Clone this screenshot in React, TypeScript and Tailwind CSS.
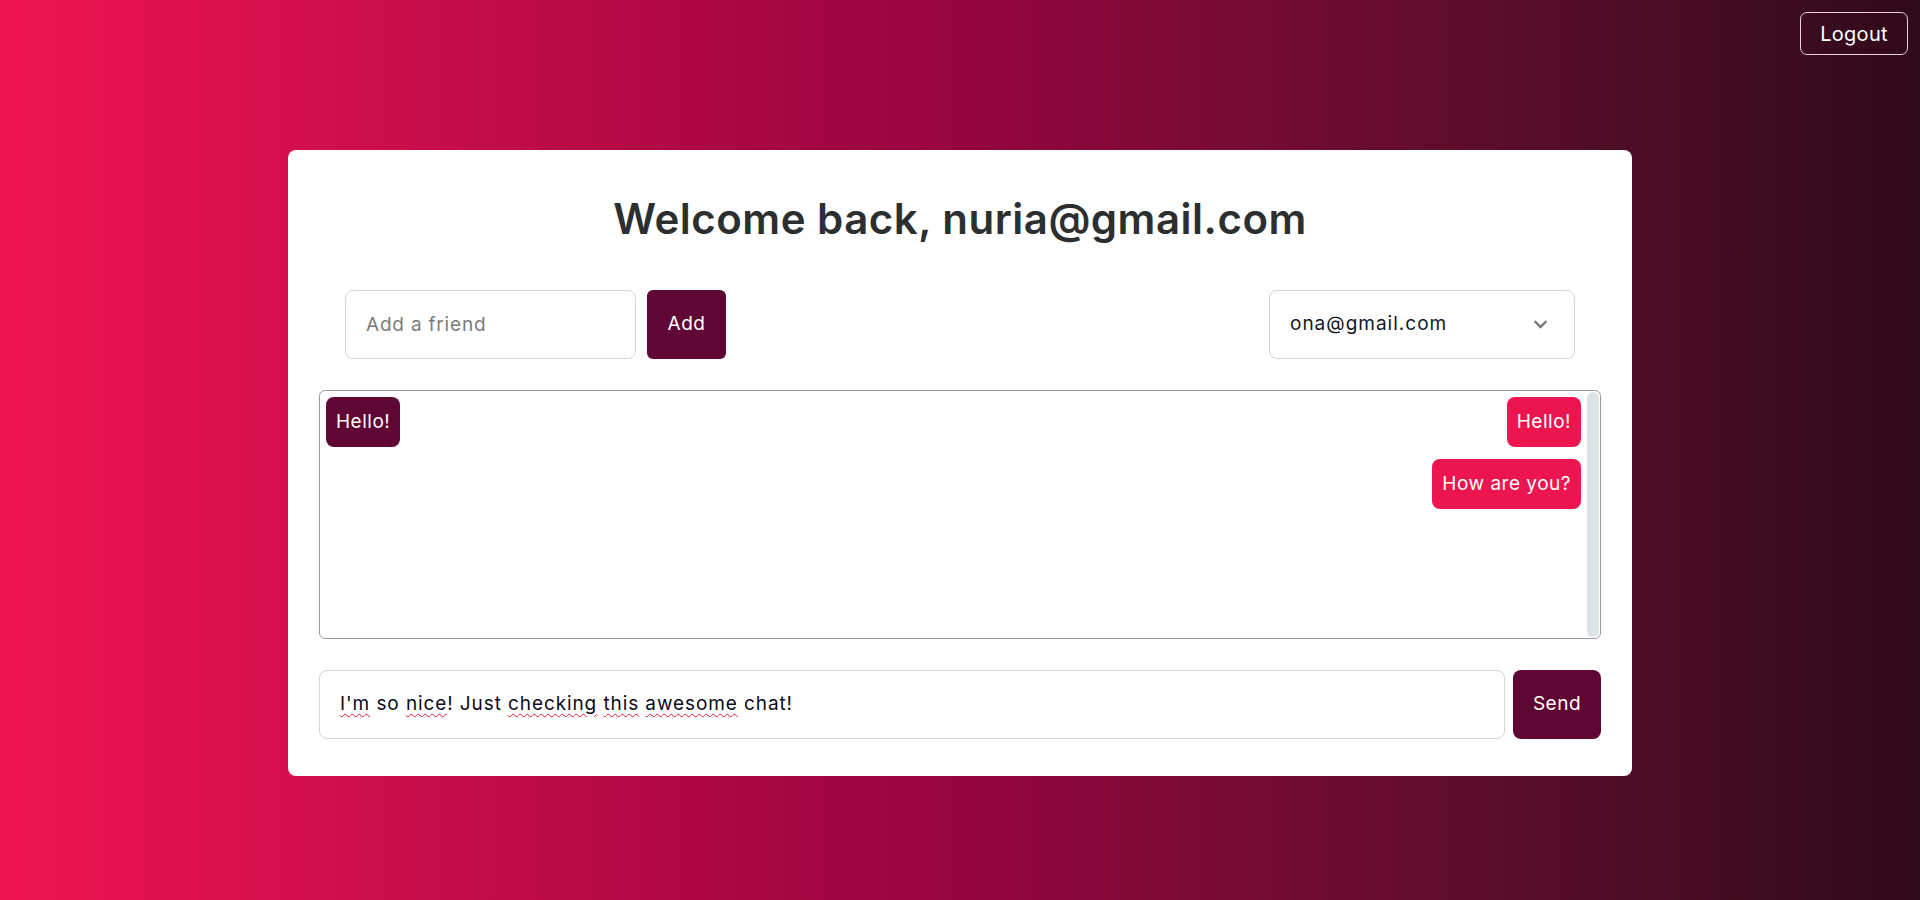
import { FaChevronDown } from "react-icons/fa";

const received = [{ id: 1, text: "Hello!" }];
const sent = [
  { id: 2, text: "Hello!" },
  { id: 3, text: "How are you?" },
];

function Typo({ children }: { children: string }) {
  return <span className="underline decoration-wavy decoration-[#e11d2a] decoration-1 underline-offset-[3px]">{children}</span>;
}

export default function App() {
  return (
    <div className="min-h-[900px] w-full bg-gradient-to-r from-[#ef1551] via-[#96043f] to-[#300a1a] font-['Inter',sans-serif]">
      <div className="flex justify-end px-3 pt-3">
        <button className="h-[43px] w-[108px] rounded-[7px] border border-[#e8d0da] text-[20px] tracking-[0.3px] text-white">
          Logout
        </button>
      </div>

      <div className="mx-auto mt-[95px] w-[1344px] rounded-lg bg-white px-[31px] pt-[40px] pb-[37px]">
        <h1 className="text-center text-[42px] font-semibold leading-[58px] tracking-[0.5px] text-[#2c2f30]">
          Welcome back, nuria@gmail.com
        </h1>

        <div className="mt-[42px] flex items-center justify-between px-[26px]">
          <div className="flex items-center gap-[11px]">
            <input
              placeholder="Add a friend"
              className="h-[69px] w-[291px] rounded-lg border border-[#d4d4d4] px-5 text-[19px] tracking-[0.8px] text-[#111] placeholder:text-[#7b7b7b] outline-none"
            />
            <button className="h-[69px] w-[79px] rounded-md bg-[#600634] text-[19px] tracking-[0.5px] text-white">Add</button>
          </div>
          <div className="flex h-[69px] w-[306px] items-center justify-between rounded-lg border border-[#d4d4d4] pl-5 pr-[26px]">
            <span className="text-[19px] tracking-[1px] text-[#111827]">ona@gmail.com</span>
            <FaChevronDown className="h-[15px] w-[15px] text-[#7a7a7a]" />
          </div>
        </div>

        <div className="mt-[31px] flex h-[249px] rounded-md border border-[#9a9a9a] p-[6px] pr-0">
          <div className="flex flex-1 justify-between">
            <div className="flex flex-col items-start gap-3">
              {received.map((m) => (
                <span key={m.id} className="flex h-[50px] items-center rounded-lg bg-[#600634] px-[10px] text-[19px] tracking-[0.5px] text-white">
                  {m.text}
                </span>
              ))}
            </div>
            <div className="flex flex-col items-end gap-3 pr-[6px]">
              {sent.map((m) => (
                <span key={m.id} className="flex h-[50px] items-center rounded-lg bg-[#ec1550] px-[10px] text-[19px] tracking-[0.5px] text-white">
                  {m.text}
                </span>
              ))}
            </div>
          </div>
          <div className="-my-[5px] mr-px w-[12px] rounded-md bg-[#dce4e8]" />
        </div>

        <div className="mt-[31px] flex gap-2">
          <div className="flex h-[69px] flex-1 items-center rounded-lg border border-[#d4d4d4] px-5 text-[19px] tracking-[0.9px] text-[#0b0b1a]">
            <span className="whitespace-pre">
              <Typo>I'm</Typo> so <Typo>nice</Typo>! Just <Typo>checking</Typo> <Typo>this</Typo> <Typo>awesome</Typo> chat!
            </span>
          </div>
          <button className="h-[69px] w-[88px] rounded-lg bg-[#600634] text-[19px] tracking-[0.5px] text-white">Send</button>
        </div>
      </div>
    </div>
  );
}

● ● ● ● ●

WHAT IS ASKED: Each line of the material must be retyped exactly, except that images are omitted.

CORRECT RESULT:
Clone this screenshot in React, TypeScript and Tailwind CSS.
import { FaChevronDown } from "react-icons/fa";

const received = [{ id: 1, text: "Hello!" }];
const sent = [
  { id: 2, text: "Hello!" },
  { id: 3, text: "How are you?" },
];

function Typo({ children }: { children: string }) {
  return <span className="underline decoration-wavy decoration-[#e11d2a] decoration-1 underline-offset-[3px]">{children}</span>;
}

export default function App() {
  return (
    <div className="min-h-[900px] w-full bg-gradient-to-r from-[#ef1551] via-[#96043f] to-[#300a1a] font-['Inter',sans-serif]">
      <div className="flex justify-end px-3 pt-3">
        <button className="h-[43px] w-[108px] rounded-[7px] border border-[#e8d0da] text-[20px] tracking-[0.3px] text-white">
          Logout
        </button>
      </div>

      <div className="mx-auto mt-[95px] w-[1344px] rounded-lg bg-white px-[31px] pt-[40px] pb-[37px]">
        <h1 className="text-center text-[42px] font-semibold leading-[58px] tracking-[0.5px] text-[#2c2f30]">
          Welcome back, nuria@gmail.com
        </h1>

        <div className="mt-[42px] flex items-center justify-between px-[26px]">
          <div className="flex items-center gap-[11px]">
            <input
              placeholder="Add a friend"
              className="h-[69px] w-[291px] rounded-lg border border-[#d4d4d4] px-5 text-[19px] tracking-[0.8px] text-[#111] placeholder:text-[#7b7b7b] outline-none"
            />
            <button className="h-[69px] w-[79px] rounded-md bg-[#600634] text-[19px] tracking-[0.5px] text-white">Add</button>
          </div>
          <div className="flex h-[69px] w-[306px] items-center justify-between rounded-lg border border-[#d4d4d4] pl-5 pr-[26px]">
            <span className="text-[19px] tracking-[1px] text-[#111827]">ona@gmail.com</span>
            <FaChevronDown className="h-[15px] w-[15px] text-[#7a7a7a]" />
          </div>
        </div>

        <div className="mt-[31px] flex h-[249px] rounded-md border border-[#9a9a9a] p-[6px] pr-0">
          <div className="flex flex-1 justify-between">
            <div className="flex flex-col items-start gap-3">
              {received.map((m) => (
                <span key={m.id} className="flex h-[50px] items-center rounded-lg bg-[#600634] px-[10px] text-[19px] tracking-[0.5px] text-white">
                  {m.text}
                </span>
              ))}
            </div>
            <div className="flex flex-col items-end gap-3 pr-[6px]">
              {sent.map((m) => (
                <span key={m.id} className="flex h-[50px] items-center rounded-lg bg-[#ec1550] px-[10px] text-[19px] tracking-[0.5px] text-white">
                  {m.text}
                </span>
              ))}
            </div>
          </div>
          <div className="-my-[5px] mr-px w-[12px] rounded-md bg-[#dce4e8]" />
        </div>

        <div className="mt-[31px] flex gap-2">
          <div className="flex h-[69px] flex-1 items-center rounded-lg border border-[#d4d4d4] px-5 text-[19px] tracking-[0.9px] text-[#0b0b1a]">
            <span className="whitespace-pre">
              <Typo>I'm</Typo> so <Typo>nice</Typo>! Just <Typo>checking</Typo> <Typo>this</Typo> <Typo>awesome</Typo> chat!
            </span>
          </div>
          <button className="h-[69px] w-[88px] rounded-lg bg-[#600634] text-[19px] tracking-[0.5px] text-white">Send</button>
        </div>
      </div>
    </div>
  );
}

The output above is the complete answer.